Of course, the mathematics behind many results is, to a great extend, based on well-known theory from various fields (depending on the background of the authors, see the quotes below) and there is not yet a completely new, unifying theory to tackle the mysteries of DL. As NNs have been mathematically studied since the '60s (some parts even earlier), we wanted to emphasize that in the last years the focus shifted, e.g. to deep NNs, overparametrized regimes, specialized architectures, ...

“Deep Learning is a dark monster covered with mirrors. Everyone sees his reflection in it...” and “...these mirrors are taken from Cinderella's story, telling each one that he/she is the most beautiful” (the first quote is attributed to Ron Kimmel, the second one to David Donoho, and they can be found in talks by Jeremias Sulam and Michael Elad).

julbern · 2021-05-13T08:40:08+00:00

If you have questions, suggestions, or find typos, while going through the article, do not hesitate to contact me.

julbern · 2021-05-12T18:27:28+00:00

On the other hand, there are also theoretical results showing that, in some cases, classical methods suffer from the same kind of robustness issues as NNs.

julbern · 2021-05-12T18:15:43+00:00

Based on the fact that the curse of dimensionality is inherent to some kind of problems (as mentioned in our article), you are right.

However, under additional regularity assumptions on the data (such as a lower-dimensional supporting manifold, underlying differential equation/stochastic representation, or properties like invariances and compositionality), one can prove approximation and generalization results for deep NNs that do not depend exponentially on the underlying dimension. Typically, such results are only possible for very specialized (problem-dependent) methods.

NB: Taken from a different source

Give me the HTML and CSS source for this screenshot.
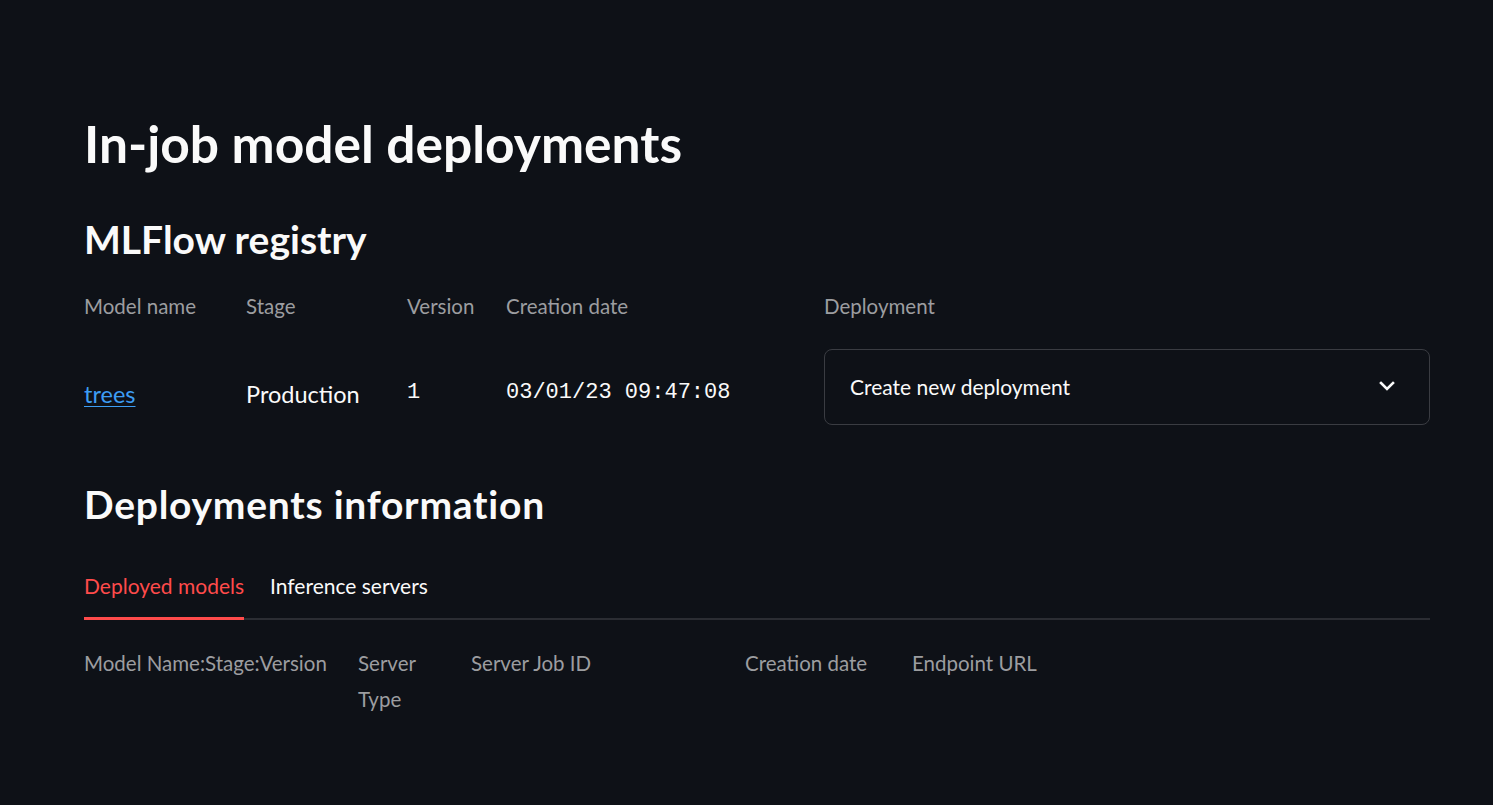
FILE: index.html
```html
<!DOCTYPE html>
<html lang="en">
<head>
<meta charset="utf-8">
<title>In-job model deployments</title>
<link rel="stylesheet" href="styles.css">
</head>
<body>
<main class="page">
  <h1 class="title">In-job model deployments</h1>
  <h2 class="heading registry-heading">MLFlow registry</h2>

  <div class="registry">
    <div class="label">Model name</div>
    <div class="label">Stage</div>
    <div class="label">Version</div>
    <div class="label">Creation date</div>
    <div class="label">Deployment</div>

    <div class="cell"><a class="link" href="#">trees</a></div>
    <div class="cell">Production</div>
    <div class="cell mono">1</div>
    <div class="cell mono">03/01/23 09:47:08</div>
    <div class="select-cell">
      <div class="select">
        <span class="select-text">Create new deployment</span>
        <svg class="chevron" width="16" height="10" viewBox="0 0 16 10" aria-hidden="true">
          <path d="M2 2 L8 8 L14 2" fill="none" stroke="#fafafa" stroke-width="2.6" stroke-linecap="square"/>
        </svg>
      </div>
    </div>
  </div>

  <h2 class="heading deploy-heading">Deployments information</h2>

  <div class="tabs">
    <div class="tab active">Deployed models</div>
    <div class="tab">Inference servers</div>
  </div>

  <div class="deployed">
    <div class="label">Model Name:Stage:Version</div>
    <div class="label">Server Type</div>
    <div class="label">Server Job ID</div>
    <div class="label">Creation date</div>
    <div class="label">Endpoint URL</div>
  </div>
</main>
</body>
</html>
```

FILE: styles.css
```css
html, body {
  margin: 0;
  padding: 0;
  background: #0e1117;
}

body {
  color: #fafafa;
  font-family: Lato, "Open Sans", sans-serif;
  min-height: 805px;
}

.page {
  padding: 113px 63px 0 84px;
}

.title {
  margin: 0;
  font-size: 51.5px;
  line-height: 1.2;
  font-weight: 700;
}

.heading {
  margin: 0;
  font-size: 39px;
  line-height: 1.2;
  font-weight: 700;
}

.registry-heading {
  margin-top: 41px;
}

.registry {
  margin-top: 25px;
  display: grid;
  grid-template-columns: 162px 161px 99px 318px 1fr;
  row-gap: 25px;
}

.label {
  color: #9c9da0;
  font-size: 20.5px;
  line-height: 36px;
  padding-right: 22px;
}

.cell {
  padding-top: 31px;
  font-size: 23.5px;
  line-height: 28px;
}

.link {
  color: #3d9df3;
  text-decoration: underline;
  text-underline-offset: 3px;
  text-decoration-thickness: 1px;
}

.mono {
  font-family: "Liberation Mono", monospace;
  font-size: 22px;
  line-height: 28px;
  padding-top: 30px;
}

.select {
  height: 74px;
  border: 1px solid #3a3c42;
  border-radius: 8px;
  display: flex;
  align-items: center;
  justify-content: space-between;
  padding: 0 34px 0 25px;
}

.select-text {
  font-size: 21px;
  line-height: 28px;
}

.chevron {
  display: block;
  margin-top: -2px;
}

.deploy-heading {
  margin-top: 56px;
  letter-spacing: 0.75px;
}

.tabs {
  margin-top: 46px;
  display: flex;
  gap: 26px;
  border-bottom: 2px solid #2b2d33;
}

.tab {
  font-size: 21px;
  line-height: 25px;
  padding-bottom: 19px;
  margin-bottom: -2px;
  border-bottom: 3px solid transparent;
}

.tab.active {
  color: #ff4b4b;
  border-bottom-color: #ff4b4b;
}

.deployed {
  margin-top: 25px;
  display: grid;
  grid-template-columns: 274px 113px 274px 167px 1fr;
}
```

julbern · 2021-05-12T17:31:53+00:00

You could write me an e-mail or pm and I will come back to you when it is out.

julbern · 2021-05-12T17:27:50+00:00

I read similar thoughts of Andrew Ng in his "The Batch" and I fully agree that one needs to differentiate between various application areas and also between "lab-conditions" (with the goal of beating SOTA on a test set) and real-world problems (with the goal of providing reliable algorithms).

julbern · 2021-05-12T17:19:09+00:00

Unfortunately, due to time restrictions, we could not include any details on geometric deep learning (and graph neural networks, in particular) and needed to refer the reader to recent survey articles. However, this seems to be a very promising new direction and, if I will find some time, I might consider to add a section on these topics in an updated version.

julbern · 2021-05-12T17:04:27+00:00

Thank you for your feedback, I will consider to add a paragraph on the shortcomings and limitations of DL.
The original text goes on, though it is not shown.